Imam al-Syatibi menyusun konsep maqashid untuk membangun kerangka hukum yang tidak saja taat kepada teks, tetapi juga selaras dengan maslahat umat. Dalam al-Muwafaqat Fii Ushul al-Syari'ah, ia menunjukkan syari’at bertujuan melindungi lima prinsip dasar: agama, jiwa, akal, keturunan, dan harta (al-Syatibi, 2000). Lima prinsip ini menjadi jembatan antara hukum dan realitas, antara wahyu dan nalar. Sayangnya, dalam banyak kasus, fikih modern seringkali justru membunuh prinsip-prinsip tersebut dengan tafsir-tafsir kaku yang membelenggu.

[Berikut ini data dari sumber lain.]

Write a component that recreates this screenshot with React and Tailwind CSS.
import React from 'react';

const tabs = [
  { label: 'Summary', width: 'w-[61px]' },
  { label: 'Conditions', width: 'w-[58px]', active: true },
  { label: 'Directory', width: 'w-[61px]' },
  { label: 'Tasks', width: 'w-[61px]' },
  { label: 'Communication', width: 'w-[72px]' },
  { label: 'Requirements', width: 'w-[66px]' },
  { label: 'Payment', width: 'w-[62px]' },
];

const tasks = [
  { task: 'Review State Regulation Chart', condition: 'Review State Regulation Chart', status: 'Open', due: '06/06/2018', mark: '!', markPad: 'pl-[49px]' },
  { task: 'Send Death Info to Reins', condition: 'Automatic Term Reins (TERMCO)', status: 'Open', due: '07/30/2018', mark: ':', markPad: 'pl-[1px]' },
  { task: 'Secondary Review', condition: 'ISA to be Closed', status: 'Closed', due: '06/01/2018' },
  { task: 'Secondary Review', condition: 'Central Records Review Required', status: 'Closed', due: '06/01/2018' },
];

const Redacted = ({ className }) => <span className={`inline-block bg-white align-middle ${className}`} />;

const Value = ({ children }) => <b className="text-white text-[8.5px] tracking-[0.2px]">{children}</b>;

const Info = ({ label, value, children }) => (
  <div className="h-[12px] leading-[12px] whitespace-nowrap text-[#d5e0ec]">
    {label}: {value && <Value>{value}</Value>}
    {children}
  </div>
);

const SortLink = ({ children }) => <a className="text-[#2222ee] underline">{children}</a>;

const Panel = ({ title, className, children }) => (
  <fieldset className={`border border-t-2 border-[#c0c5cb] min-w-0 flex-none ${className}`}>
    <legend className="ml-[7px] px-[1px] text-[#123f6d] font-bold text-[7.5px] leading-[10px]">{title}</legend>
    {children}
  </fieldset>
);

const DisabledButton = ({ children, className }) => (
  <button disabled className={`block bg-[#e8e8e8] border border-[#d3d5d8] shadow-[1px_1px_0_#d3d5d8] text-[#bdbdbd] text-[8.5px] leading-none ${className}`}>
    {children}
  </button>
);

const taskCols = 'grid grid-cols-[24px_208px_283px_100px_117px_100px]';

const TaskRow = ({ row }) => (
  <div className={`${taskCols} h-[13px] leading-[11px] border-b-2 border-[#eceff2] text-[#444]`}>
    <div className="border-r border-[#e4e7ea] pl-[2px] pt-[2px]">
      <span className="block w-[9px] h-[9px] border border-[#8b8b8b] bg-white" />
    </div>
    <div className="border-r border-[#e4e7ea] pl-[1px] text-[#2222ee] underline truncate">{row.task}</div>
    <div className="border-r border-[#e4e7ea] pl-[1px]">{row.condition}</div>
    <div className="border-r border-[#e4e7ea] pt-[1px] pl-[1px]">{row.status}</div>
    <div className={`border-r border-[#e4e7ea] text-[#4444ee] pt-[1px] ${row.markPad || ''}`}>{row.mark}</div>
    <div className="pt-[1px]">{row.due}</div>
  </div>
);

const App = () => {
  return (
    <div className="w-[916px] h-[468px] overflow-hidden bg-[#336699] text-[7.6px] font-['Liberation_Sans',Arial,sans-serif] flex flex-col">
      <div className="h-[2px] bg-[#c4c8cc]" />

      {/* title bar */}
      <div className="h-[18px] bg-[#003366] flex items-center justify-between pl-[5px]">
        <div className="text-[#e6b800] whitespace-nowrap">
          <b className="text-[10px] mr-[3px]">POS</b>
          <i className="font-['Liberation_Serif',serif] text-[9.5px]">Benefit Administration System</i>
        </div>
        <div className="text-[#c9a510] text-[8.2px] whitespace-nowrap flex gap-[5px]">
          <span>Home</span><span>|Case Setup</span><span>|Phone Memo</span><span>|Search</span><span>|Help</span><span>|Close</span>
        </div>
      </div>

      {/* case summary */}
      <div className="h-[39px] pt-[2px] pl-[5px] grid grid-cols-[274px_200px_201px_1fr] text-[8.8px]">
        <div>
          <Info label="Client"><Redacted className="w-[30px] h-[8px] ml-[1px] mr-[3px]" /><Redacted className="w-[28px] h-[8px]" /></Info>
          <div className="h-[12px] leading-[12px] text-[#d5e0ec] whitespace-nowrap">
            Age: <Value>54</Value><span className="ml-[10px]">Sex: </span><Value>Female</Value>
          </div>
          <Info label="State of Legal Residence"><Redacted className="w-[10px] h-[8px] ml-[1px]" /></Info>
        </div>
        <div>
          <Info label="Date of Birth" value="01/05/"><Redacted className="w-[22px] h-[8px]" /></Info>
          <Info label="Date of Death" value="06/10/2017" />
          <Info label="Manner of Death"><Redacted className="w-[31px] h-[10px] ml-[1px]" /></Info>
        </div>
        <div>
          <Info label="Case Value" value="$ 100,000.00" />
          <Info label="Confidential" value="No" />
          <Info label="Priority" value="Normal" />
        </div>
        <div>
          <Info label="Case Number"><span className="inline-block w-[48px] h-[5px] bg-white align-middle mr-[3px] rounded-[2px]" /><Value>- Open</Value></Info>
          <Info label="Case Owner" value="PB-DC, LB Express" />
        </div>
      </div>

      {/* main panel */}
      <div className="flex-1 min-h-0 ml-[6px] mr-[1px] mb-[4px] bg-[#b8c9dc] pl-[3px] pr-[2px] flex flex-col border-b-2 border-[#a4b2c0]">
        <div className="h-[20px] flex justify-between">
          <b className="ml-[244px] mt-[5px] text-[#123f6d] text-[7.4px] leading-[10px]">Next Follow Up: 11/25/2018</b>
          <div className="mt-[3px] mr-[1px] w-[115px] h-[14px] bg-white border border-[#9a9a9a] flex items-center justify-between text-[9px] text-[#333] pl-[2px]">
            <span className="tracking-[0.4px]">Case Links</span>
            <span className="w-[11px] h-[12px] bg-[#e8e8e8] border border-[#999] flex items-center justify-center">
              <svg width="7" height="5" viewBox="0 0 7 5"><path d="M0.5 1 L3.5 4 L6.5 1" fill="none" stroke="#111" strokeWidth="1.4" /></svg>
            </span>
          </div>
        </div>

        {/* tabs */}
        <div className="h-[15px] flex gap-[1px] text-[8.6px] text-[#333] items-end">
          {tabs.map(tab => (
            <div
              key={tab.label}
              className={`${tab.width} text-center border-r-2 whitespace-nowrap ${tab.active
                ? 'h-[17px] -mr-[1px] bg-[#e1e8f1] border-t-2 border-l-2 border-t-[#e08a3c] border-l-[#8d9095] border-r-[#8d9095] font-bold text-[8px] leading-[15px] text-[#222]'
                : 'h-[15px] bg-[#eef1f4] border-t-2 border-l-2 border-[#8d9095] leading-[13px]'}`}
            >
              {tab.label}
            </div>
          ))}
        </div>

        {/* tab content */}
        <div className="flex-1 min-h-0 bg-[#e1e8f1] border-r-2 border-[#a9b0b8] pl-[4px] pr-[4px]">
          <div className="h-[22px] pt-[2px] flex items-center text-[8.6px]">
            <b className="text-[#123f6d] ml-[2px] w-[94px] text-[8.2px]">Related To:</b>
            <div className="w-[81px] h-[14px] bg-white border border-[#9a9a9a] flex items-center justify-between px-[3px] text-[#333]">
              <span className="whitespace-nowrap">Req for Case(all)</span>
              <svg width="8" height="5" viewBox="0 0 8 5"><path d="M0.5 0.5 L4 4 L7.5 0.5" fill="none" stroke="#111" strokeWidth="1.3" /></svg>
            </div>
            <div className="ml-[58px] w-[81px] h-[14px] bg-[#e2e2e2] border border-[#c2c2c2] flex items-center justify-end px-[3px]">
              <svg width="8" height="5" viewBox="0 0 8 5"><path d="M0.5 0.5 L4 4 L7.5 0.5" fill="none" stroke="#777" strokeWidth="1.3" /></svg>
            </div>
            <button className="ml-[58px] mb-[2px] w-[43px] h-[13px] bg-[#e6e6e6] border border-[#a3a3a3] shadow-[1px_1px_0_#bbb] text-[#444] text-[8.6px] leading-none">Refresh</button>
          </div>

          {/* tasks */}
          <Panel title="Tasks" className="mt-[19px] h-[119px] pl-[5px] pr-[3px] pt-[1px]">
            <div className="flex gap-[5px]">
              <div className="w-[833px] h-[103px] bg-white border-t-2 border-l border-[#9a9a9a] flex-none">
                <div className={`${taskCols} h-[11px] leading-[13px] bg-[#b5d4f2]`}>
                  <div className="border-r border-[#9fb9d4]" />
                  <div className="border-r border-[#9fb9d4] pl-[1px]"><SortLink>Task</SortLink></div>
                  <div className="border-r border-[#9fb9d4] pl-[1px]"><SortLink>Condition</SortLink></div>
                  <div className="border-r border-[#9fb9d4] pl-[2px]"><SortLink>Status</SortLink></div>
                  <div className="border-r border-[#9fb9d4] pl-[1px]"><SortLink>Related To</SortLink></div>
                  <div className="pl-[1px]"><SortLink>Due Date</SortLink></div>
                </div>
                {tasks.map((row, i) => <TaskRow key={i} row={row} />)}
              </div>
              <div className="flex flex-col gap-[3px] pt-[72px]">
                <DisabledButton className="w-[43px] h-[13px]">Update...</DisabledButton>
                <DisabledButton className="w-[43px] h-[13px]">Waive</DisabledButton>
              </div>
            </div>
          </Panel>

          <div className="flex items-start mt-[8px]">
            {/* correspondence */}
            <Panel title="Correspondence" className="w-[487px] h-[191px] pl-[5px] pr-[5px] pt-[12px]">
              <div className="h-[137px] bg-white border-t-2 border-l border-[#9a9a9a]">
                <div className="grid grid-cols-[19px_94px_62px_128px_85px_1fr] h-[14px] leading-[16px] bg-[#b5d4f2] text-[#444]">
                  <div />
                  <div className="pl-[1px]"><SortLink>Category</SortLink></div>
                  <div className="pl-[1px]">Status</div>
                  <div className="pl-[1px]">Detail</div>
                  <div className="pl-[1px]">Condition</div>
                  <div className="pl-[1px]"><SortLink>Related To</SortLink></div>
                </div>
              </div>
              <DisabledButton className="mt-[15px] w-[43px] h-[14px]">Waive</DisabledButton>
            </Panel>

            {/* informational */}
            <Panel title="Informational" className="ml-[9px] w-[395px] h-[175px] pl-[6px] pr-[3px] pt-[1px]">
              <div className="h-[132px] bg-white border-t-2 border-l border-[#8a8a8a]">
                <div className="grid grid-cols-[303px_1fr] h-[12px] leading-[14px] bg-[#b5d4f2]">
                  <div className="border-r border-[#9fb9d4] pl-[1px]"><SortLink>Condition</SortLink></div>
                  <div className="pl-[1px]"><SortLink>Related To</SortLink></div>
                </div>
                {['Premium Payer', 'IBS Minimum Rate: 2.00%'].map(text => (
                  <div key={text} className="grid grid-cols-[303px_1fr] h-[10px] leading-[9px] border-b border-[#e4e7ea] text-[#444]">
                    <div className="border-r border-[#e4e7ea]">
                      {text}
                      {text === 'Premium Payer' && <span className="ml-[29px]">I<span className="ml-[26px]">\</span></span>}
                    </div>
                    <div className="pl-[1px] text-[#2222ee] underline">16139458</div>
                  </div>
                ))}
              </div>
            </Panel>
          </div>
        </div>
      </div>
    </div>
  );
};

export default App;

Sebagian besar lembaga fatwa dan institusi keagamaan lebih banyak melanggengkan otoritas klasik daripada menggali dinamika zaman. Padahal, Islam pada masa keemasannya justru berkembang karena keberanian berpikir dan eksplorasi nalar yang terbuka. Sebagaimana ditunjukkan oleh Wael Hallaq (2009), kebekuan hukum Islam dimulai ketika ijtihad ditutup dan digantikan oleh praktik taqlid terhadap mazhab. Dalam konteks ini, maqashid al-Syatibi bukan sekadar wacana, tapi perlawanan intelektual terhadap status quo keagamaan.
Urgensi maqashid semakin terasa ketika umat Islam menghadapi persoalan global: dari radikalisme agama hingga maraknya kemiskinan struktural. Dalam banyak wilayah, Islam tampil dalam wajah yang eksklusif, penuh larangan, dan minim empati. Tanpa maqashid, syari’at mudah dimanipulasi oleh penguasa untuk membungkam kritik atau membenarkan kebijakan diskriminatif. Kamali (2006) menekankan maqashid bukan hanya alat hukum, tetapi juga etika publik yang menegaskan Islam sebagai agama keadilan sosial.

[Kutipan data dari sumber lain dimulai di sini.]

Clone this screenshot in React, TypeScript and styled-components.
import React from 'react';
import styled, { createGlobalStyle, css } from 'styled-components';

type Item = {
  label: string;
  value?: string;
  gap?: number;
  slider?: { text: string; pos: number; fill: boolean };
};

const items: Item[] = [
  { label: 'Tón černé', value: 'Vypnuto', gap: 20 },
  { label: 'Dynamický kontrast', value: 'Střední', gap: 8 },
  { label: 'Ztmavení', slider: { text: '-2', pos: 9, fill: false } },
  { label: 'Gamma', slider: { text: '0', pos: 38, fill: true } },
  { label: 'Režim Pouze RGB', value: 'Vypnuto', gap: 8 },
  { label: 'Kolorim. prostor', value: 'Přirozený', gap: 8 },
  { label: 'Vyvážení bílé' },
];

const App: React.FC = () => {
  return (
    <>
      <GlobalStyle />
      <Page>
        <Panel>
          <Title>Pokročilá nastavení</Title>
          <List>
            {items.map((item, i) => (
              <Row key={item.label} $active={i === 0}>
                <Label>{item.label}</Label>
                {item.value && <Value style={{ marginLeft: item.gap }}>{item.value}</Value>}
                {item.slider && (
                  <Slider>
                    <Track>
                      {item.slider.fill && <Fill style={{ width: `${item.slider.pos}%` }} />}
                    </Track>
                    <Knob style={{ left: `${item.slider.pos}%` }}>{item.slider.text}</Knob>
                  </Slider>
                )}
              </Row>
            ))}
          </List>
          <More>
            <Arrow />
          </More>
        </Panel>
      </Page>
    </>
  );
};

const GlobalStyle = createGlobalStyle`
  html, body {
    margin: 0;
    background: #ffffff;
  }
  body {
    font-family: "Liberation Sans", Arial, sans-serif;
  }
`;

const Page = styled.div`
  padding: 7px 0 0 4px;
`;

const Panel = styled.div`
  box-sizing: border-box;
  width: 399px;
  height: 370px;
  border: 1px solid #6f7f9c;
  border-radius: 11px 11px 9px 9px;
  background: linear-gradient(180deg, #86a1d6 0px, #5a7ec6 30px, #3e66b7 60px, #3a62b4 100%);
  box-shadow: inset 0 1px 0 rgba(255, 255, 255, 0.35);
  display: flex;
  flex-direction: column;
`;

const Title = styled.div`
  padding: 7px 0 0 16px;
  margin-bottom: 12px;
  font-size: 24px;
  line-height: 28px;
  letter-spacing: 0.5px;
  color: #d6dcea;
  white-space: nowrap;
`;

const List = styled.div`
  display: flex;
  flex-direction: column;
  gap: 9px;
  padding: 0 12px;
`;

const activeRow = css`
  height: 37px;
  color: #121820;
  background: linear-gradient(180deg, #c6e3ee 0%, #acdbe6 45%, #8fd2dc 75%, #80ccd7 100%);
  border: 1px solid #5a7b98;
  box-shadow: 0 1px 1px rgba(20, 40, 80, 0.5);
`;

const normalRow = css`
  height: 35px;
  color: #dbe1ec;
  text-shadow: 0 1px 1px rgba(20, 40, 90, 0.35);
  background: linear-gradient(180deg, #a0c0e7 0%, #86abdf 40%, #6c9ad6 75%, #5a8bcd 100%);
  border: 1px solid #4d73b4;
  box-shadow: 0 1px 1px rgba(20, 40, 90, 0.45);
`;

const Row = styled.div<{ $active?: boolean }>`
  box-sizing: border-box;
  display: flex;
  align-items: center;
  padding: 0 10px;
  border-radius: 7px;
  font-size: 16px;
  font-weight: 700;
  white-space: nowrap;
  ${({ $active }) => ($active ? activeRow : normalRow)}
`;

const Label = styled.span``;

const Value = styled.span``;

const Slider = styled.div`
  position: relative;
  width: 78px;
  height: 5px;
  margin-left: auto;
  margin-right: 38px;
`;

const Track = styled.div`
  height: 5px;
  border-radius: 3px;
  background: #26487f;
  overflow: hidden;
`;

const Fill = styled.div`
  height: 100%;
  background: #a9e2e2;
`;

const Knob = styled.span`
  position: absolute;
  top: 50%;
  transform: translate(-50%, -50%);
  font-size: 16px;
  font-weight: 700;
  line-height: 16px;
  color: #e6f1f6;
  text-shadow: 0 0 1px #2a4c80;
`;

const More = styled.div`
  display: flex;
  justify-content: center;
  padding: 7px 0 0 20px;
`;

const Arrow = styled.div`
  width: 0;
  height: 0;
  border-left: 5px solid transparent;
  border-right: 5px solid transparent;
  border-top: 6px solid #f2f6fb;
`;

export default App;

Fazlur Rahman (1982) dalam analisisnya melihat umat Islam gagal memahami dinamika zaman karena tidak memiliki prinsip dasar berpikir yang berangkat dari maqashid. Teks-teks agama dibaca secara ahistoris, padahal masyarakat terus berubah. Dengan maqashid, tafsir menjadi ruang dialog antara teks dan konteks, bukan ruang isolasi.
Pendidikan Islam pun perlu dikaji ulang dengan pendekatan maqashid. Kurikulum yang menekankan pada hafalan dan pengulangan doktrin sudah saatnya diubah menjadi sistem pembelajaran yang menumbuhkan daya nalar, keberanian berpikir, dan sensitivitas sosial. Auda (2008) menyebutnya sebagai “pendidikan maqashidi” yang mengedepankan visi kemaslahatan dalam semua bidang ilmu.
Pemikiran al-Syatibi, bila benar-benar dipahami akan membebaskan umat dari perangkap dikotomi palsu: antara tradisi dan modernitas, wahyu dan akal, akhirat dan dunia, serta teks dan konteks. Maqashid menjadi sintesis yang menyatukan semuanya dalam kerangka kemanusiaan dan keberadaban. Islam tidak akan pernah bisa menjadi kekuatan pencerahan jika ia terus dikerdilkan oleh tafsir-tafsir yang sempit dan jumud.
Kini saatnya umat Islam berhenti mengidolakan masa lalu dan mulai menatap masa depan dengan visi maqashid. Imam al-Syatibi telah memberi kita alat berpikir, tinggal bagaimana kita menggunakannya untuk membangun kembali peradaban Islam yang rasional, inklusif, dan adil.
Sumber:
Abou El Fadl, K. (2001). Speaking in God's Name: Islamic Law, Authority and Women. Oxford: Oneworld Publications.
Abu Zayd, N. H. (2006). Reformation of Islamic Thought: A Critical Historical Analysis. Amsterdam University Press.
al-Syatibi, I. (2000). al-Muwafaqat fi Usul al-Shari‘ah (Vol. 1–2). Beirut: Dar al-Ma‘rifah.
Auda, J. (2008). Maqasid al-Shariah as Philosophy of Islamic Law: A Systems Approach. London: International Institute of Islamic Thought.
Fazlur Rahman. (1982). Islam and Modernity: Transformation of an Intellectual Tradition. Chicago: University of Chicago Press.
Hallaq, W. B. (2009). Shari‘a: Theory, Practice, Transformations. Cambridge University Press
Kamali, M. H. (2006). Maqasid al-Shariah Made Simple. Kuala Lumpur: International Institute of Islamic Thought.